Figures provided by the Ministry of Tourism highlight that the number of licenced hotels increased by seven percent from 2014 to 2015. More recent statistical information highlights that the number of hotels in operation in Oman stands at over 352, with 81 alone opening in the period 2017 – 2018. Increasing hotel capacity is one way to stay ahead of the expected growth in tourism numbers, which are anticipated to hit five million visitors per annum by 2020. Numbers of temporary leisure accommodation, including hotel apartments, lodgings, and boutique hotels, is also increasing as the Sultanate prepares to cater for visitors from around the world with different budgets.
Room for Growth
The vast majority of visitors to Oman are from the GCC region, followed by the Far East and Europe. As the category and background of visitor coming to Oman changes over the coming years, the leisure accommodation market will need to diversify to cater to these different needs and expectations demanded by the modern international tourist. Locations of hotels, facilities offered, and proximity to key attractions will all play a part in the decision making of operators looking to establish a footprint in the Sultanate. Based on studies put together by the National Centre for Statistics and Information, conservative growth of the tourist economic activity is placed at eight times current levels, with a more optimistic view being at 12 times current levels. Growth in the sector is expected to create over half a million employment opportunities by 2040 and add further number to the burgeoning small and medium enterprise sector. The contribution to GDP is expected to grow from the current sub two percent level to around six to ten percent during the next 25 years.
The Government is aware that increasing hotel stock by itself will not create a tourism drive. The Government plans to develop and market a range of cluster destinations to offer visitors a wider variety of experiences, the aim being to encourage longer stays and returning visitors. The clusters will seek to capitalise on the natural and cultural resources in fourteen locations across Oman, many of which are already well known to tourists visiting from the GCC region.
Tourism cannot occur without structural change. The Government plans to work with existing colleges and other educational centres to provide the requisite top quality training to those intending to work in the tourism sector in Oman. The Oman tourism strategy contains a detailed plan on training and educational needs that will take place to prepare the workforce in this sector. Formal training programmes in Oman and in specalisied institutes abroad will be offered, in addition to on-the-job training in Oman.
The estimated cost of implementing the strategy is in the region of USD 35 bn, most of which is expected to come from the private sector. This estimate includes upgrading existing transport and urban infrastructure and developing the clusters around the country.
Conducting Business in Oman
The current international model of conducting business involves operators licensing the right to use their brand to a land owner who will construct a hotel and obtain all licences in connection with conducting business in Oman. Land owners will be advised to clarify that the land is permitted for tourism purposes and that any restrictions on the leisure facility, for example obtaining an alcohol licence, are limited to enable the business model to flourish. Maintaining all business licences is obviously key to ensuring that there is no business interruption. The current model also provides that the vast majority of the business risk remains with the owner of the land and issues, such as compliance with labour, environmental, and taxation laws rests solely with the land owner, meaning that that the operator can administer the business relationship predominantly through the contractual arrangements entered into with the land owner, without having to become an expert in and ascertain the risks of entering a new legal jurisdiction.

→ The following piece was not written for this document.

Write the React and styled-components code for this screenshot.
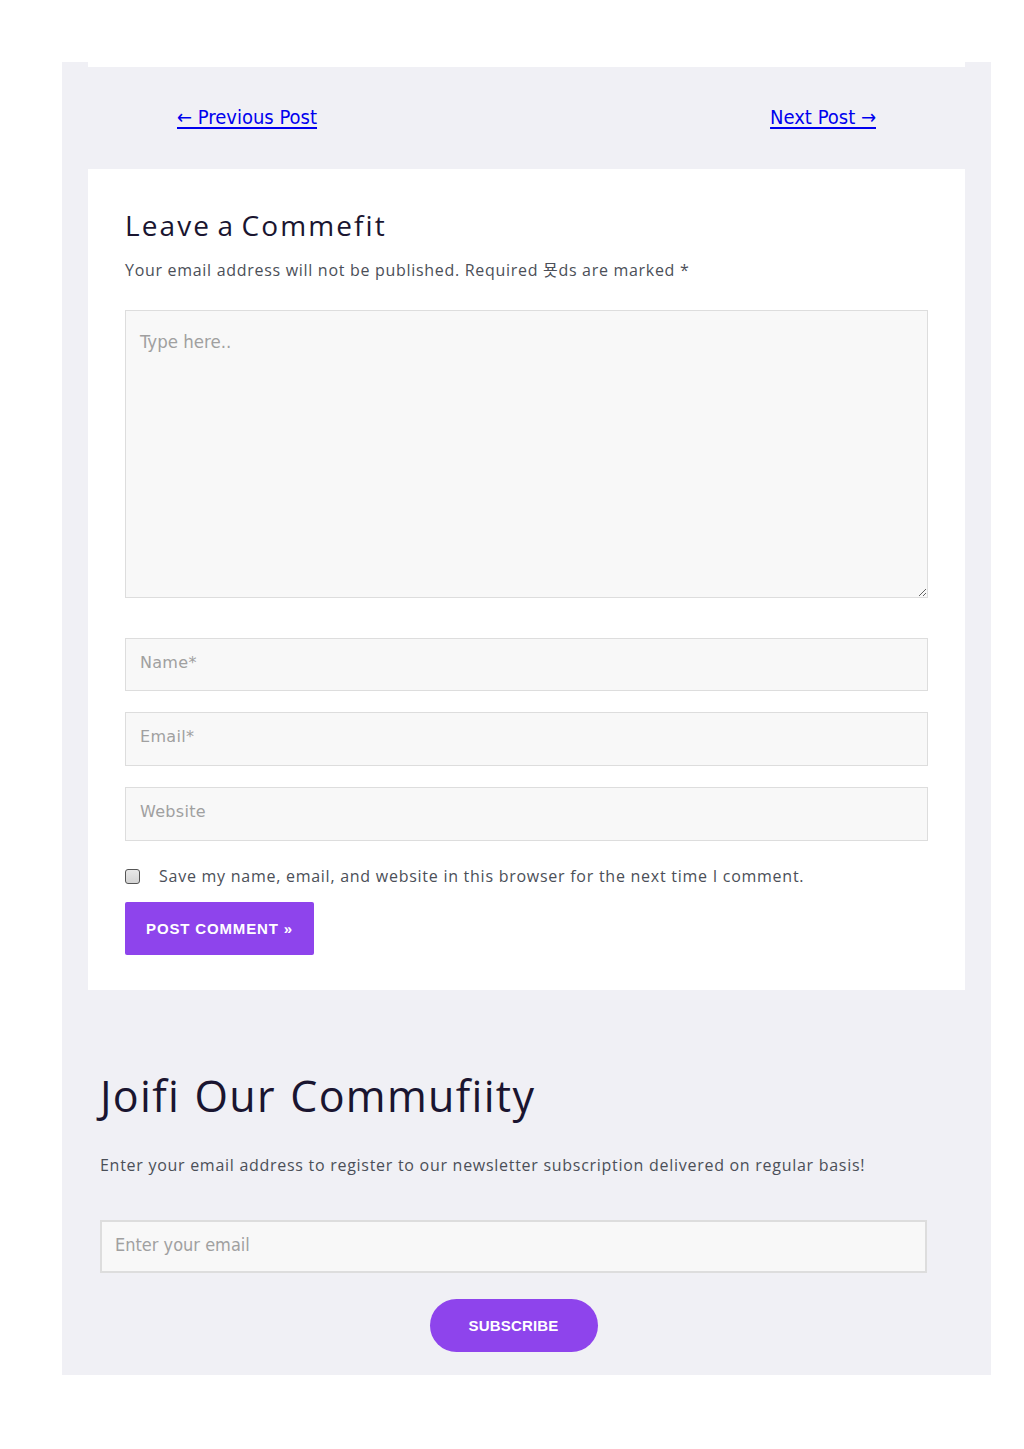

One of the key advantages afforded to the tourism sector is that when incorporating a legal entity through which to run the business, establishing the commercial registration licence and tourism licence (two of the key licences that are required to validly conduct business in Oman) have become easier and more efficient to obtain. The Ministry of Commerce and Industry, the body responsible for authorising the business licence, has taken a more pragmatic view to new company registrations and documentary requirements. The requirement to provide evidence of paid up share capital has been relaxed somewhat over the last 12 months. This, in part, has enhanced the incorporation application procedure and promoted Oman several places higher in the World Bank’s “Doing Business” publication. In the Middle East economy rankings, Oman was recently elevated to position number one for ease of starting a business.